Given request >> Return all of the lines below exactly as they are.

---+---

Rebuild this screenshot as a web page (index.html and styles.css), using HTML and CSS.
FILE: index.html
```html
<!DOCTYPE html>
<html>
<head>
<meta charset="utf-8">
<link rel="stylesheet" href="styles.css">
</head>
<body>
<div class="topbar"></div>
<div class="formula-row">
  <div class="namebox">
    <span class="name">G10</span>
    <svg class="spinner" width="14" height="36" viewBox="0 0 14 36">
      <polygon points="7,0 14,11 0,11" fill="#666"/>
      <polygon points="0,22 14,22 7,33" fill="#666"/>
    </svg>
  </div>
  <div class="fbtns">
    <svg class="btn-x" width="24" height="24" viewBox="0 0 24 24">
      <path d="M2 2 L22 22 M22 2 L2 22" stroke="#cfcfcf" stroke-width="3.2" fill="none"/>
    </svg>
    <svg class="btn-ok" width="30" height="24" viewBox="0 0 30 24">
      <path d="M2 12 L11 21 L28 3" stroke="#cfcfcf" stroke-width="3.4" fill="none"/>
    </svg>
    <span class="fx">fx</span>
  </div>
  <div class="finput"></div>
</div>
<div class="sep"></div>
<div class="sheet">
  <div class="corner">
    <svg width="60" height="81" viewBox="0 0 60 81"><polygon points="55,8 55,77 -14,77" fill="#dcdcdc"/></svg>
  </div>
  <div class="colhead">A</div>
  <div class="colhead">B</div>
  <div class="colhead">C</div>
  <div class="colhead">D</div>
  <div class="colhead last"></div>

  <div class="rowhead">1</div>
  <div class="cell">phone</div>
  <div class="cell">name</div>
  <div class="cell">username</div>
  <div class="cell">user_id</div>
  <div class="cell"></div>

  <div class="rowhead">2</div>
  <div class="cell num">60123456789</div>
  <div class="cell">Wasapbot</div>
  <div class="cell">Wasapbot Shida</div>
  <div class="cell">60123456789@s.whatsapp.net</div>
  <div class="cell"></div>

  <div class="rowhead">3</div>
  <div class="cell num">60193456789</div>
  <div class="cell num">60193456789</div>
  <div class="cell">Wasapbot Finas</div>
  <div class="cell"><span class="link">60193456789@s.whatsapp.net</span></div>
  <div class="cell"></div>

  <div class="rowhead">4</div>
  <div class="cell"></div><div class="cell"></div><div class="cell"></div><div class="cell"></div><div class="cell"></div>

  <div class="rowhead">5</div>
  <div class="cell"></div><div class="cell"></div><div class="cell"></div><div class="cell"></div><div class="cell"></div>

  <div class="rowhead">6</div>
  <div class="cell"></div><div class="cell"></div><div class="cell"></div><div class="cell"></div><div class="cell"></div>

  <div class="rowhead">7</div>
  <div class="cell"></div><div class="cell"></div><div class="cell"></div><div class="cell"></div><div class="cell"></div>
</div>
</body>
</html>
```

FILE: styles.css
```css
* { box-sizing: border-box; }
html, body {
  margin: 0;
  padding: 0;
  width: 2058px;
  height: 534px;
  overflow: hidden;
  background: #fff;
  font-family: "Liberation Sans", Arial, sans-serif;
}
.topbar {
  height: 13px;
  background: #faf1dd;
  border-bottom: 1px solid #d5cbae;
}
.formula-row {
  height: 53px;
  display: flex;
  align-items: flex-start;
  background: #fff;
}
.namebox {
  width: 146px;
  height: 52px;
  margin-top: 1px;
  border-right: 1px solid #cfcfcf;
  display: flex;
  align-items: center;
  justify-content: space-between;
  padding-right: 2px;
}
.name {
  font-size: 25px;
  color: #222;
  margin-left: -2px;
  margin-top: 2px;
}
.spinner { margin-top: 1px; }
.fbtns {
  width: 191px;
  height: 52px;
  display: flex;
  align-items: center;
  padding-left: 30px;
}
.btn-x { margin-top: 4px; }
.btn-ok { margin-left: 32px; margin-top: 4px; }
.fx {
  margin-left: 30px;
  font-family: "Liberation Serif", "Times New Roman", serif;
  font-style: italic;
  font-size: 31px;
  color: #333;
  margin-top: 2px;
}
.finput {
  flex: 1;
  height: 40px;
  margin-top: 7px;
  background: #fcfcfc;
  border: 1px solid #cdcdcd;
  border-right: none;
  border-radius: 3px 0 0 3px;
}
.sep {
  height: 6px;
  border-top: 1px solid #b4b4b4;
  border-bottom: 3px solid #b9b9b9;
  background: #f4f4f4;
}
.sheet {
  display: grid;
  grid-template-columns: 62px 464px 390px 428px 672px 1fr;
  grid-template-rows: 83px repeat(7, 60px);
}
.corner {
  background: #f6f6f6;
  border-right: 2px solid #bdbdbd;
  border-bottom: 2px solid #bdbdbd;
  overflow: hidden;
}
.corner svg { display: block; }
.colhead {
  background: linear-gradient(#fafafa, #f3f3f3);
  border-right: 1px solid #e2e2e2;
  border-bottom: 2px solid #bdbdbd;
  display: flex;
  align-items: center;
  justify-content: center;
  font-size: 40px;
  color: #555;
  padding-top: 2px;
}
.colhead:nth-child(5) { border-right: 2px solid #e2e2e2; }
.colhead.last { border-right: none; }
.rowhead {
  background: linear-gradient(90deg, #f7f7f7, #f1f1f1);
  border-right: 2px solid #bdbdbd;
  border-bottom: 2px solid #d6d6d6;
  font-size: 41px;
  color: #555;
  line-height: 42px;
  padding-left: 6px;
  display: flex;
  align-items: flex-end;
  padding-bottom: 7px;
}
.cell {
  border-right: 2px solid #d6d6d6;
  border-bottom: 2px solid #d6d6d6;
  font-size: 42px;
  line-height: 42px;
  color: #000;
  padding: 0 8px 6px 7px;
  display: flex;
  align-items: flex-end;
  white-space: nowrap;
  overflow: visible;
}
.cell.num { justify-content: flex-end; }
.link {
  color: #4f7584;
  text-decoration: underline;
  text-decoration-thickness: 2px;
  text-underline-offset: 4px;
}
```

---+---

Full answer >>
Rebuild this screenshot as a web page (index.html and styles.css), using HTML and CSS.
FILE: index.html
```html
<!DOCTYPE html>
<html>
<head>
<meta charset="utf-8">
<link rel="stylesheet" href="styles.css">
</head>
<body>
<div class="topbar"></div>
<div class="formula-row">
  <div class="namebox">
    <span class="name">G10</span>
    <svg class="spinner" width="14" height="36" viewBox="0 0 14 36">
      <polygon points="7,0 14,11 0,11" fill="#666"/>
      <polygon points="0,22 14,22 7,33" fill="#666"/>
    </svg>
  </div>
  <div class="fbtns">
    <svg class="btn-x" width="24" height="24" viewBox="0 0 24 24">
      <path d="M2 2 L22 22 M22 2 L2 22" stroke="#cfcfcf" stroke-width="3.2" fill="none"/>
    </svg>
    <svg class="btn-ok" width="30" height="24" viewBox="0 0 30 24">
      <path d="M2 12 L11 21 L28 3" stroke="#cfcfcf" stroke-width="3.4" fill="none"/>
    </svg>
    <span class="fx">fx</span>
  </div>
  <div class="finput"></div>
</div>
<div class="sep"></div>
<div class="sheet">
  <div class="corner">
    <svg width="60" height="81" viewBox="0 0 60 81"><polygon points="55,8 55,77 -14,77" fill="#dcdcdc"/></svg>
  </div>
  <div class="colhead">A</div>
  <div class="colhead">B</div>
  <div class="colhead">C</div>
  <div class="colhead">D</div>
  <div class="colhead last"></div>

  <div class="rowhead">1</div>
  <div class="cell">phone</div>
  <div class="cell">name</div>
  <div class="cell">username</div>
  <div class="cell">user_id</div>
  <div class="cell"></div>

  <div class="rowhead">2</div>
  <div class="cell num">60123456789</div>
  <div class="cell">Wasapbot</div>
  <div class="cell">Wasapbot Shida</div>
  <div class="cell">60123456789@s.whatsapp.net</div>
  <div class="cell"></div>

  <div class="rowhead">3</div>
  <div class="cell num">60193456789</div>
  <div class="cell num">60193456789</div>
  <div class="cell">Wasapbot Finas</div>
  <div class="cell"><span class="link">60193456789@s.whatsapp.net</span></div>
  <div class="cell"></div>

  <div class="rowhead">4</div>
  <div class="cell"></div><div class="cell"></div><div class="cell"></div><div class="cell"></div><div class="cell"></div>

  <div class="rowhead">5</div>
  <div class="cell"></div><div class="cell"></div><div class="cell"></div><div class="cell"></div><div class="cell"></div>

  <div class="rowhead">6</div>
  <div class="cell"></div><div class="cell"></div><div class="cell"></div><div class="cell"></div><div class="cell"></div>

  <div class="rowhead">7</div>
  <div class="cell"></div><div class="cell"></div><div class="cell"></div><div class="cell"></div><div class="cell"></div>
</div>
</body>
</html>
```

FILE: styles.css
```css
* { box-sizing: border-box; }
html, body {
  margin: 0;
  padding: 0;
  width: 2058px;
  height: 534px;
  overflow: hidden;
  background: #fff;
  font-family: "Liberation Sans", Arial, sans-serif;
}
.topbar {
  height: 13px;
  background: #faf1dd;
  border-bottom: 1px solid #d5cbae;
}
.formula-row {
  height: 53px;
  display: flex;
  align-items: flex-start;
  background: #fff;
}
.namebox {
  width: 146px;
  height: 52px;
  margin-top: 1px;
  border-right: 1px solid #cfcfcf;
  display: flex;
  align-items: center;
  justify-content: space-between;
  padding-right: 2px;
}
.name {
  font-size: 25px;
  color: #222;
  margin-left: -2px;
  margin-top: 2px;
}
.spinner { margin-top: 1px; }
.fbtns {
  width: 191px;
  height: 52px;
  display: flex;
  align-items: center;
  padding-left: 30px;
}
.btn-x { margin-top: 4px; }
.btn-ok { margin-left: 32px; margin-top: 4px; }
.fx {
  margin-left: 30px;
  font-family: "Liberation Serif", "Times New Roman", serif;
  font-style: italic;
  font-size: 31px;
  color: #333;
  margin-top: 2px;
}
.finput {
  flex: 1;
  height: 40px;
  margin-top: 7px;
  background: #fcfcfc;
  border: 1px solid #cdcdcd;
  border-right: none;
  border-radius: 3px 0 0 3px;
}
.sep {
  height: 6px;
  border-top: 1px solid #b4b4b4;
  border-bottom: 3px solid #b9b9b9;
  background: #f4f4f4;
}
.sheet {
  display: grid;
  grid-template-columns: 62px 464px 390px 428px 672px 1fr;
  grid-template-rows: 83px repeat(7, 60px);
}
.corner {
  background: #f6f6f6;
  border-right: 2px solid #bdbdbd;
  border-bottom: 2px solid #bdbdbd;
  overflow: hidden;
}
.corner svg { display: block; }
.colhead {
  background: linear-gradient(#fafafa, #f3f3f3);
  border-right: 1px solid #e2e2e2;
  border-bottom: 2px solid #bdbdbd;
  display: flex;
  align-items: center;
  justify-content: center;
  font-size: 40px;
  color: #555;
  padding-top: 2px;
}
.colhead:nth-child(5) { border-right: 2px solid #e2e2e2; }
.colhead.last { border-right: none; }
.rowhead {
  background: linear-gradient(90deg, #f7f7f7, #f1f1f1);
  border-right: 2px solid #bdbdbd;
  border-bottom: 2px solid #d6d6d6;
  font-size: 41px;
  color: #555;
  line-height: 42px;
  padding-left: 6px;
  display: flex;
  align-items: flex-end;
  padding-bottom: 7px;
}
.cell {
  border-right: 2px solid #d6d6d6;
  border-bottom: 2px solid #d6d6d6;
  font-size: 42px;
  line-height: 42px;
  color: #000;
  padding: 0 8px 6px 7px;
  display: flex;
  align-items: flex-end;
  white-space: nowrap;
  overflow: visible;
}
.cell.num { justify-content: flex-end; }
.link {
  color: #4f7584;
  text-decoration: underline;
  text-decoration-thickness: 2px;
  text-underline-offset: 4px;
}
```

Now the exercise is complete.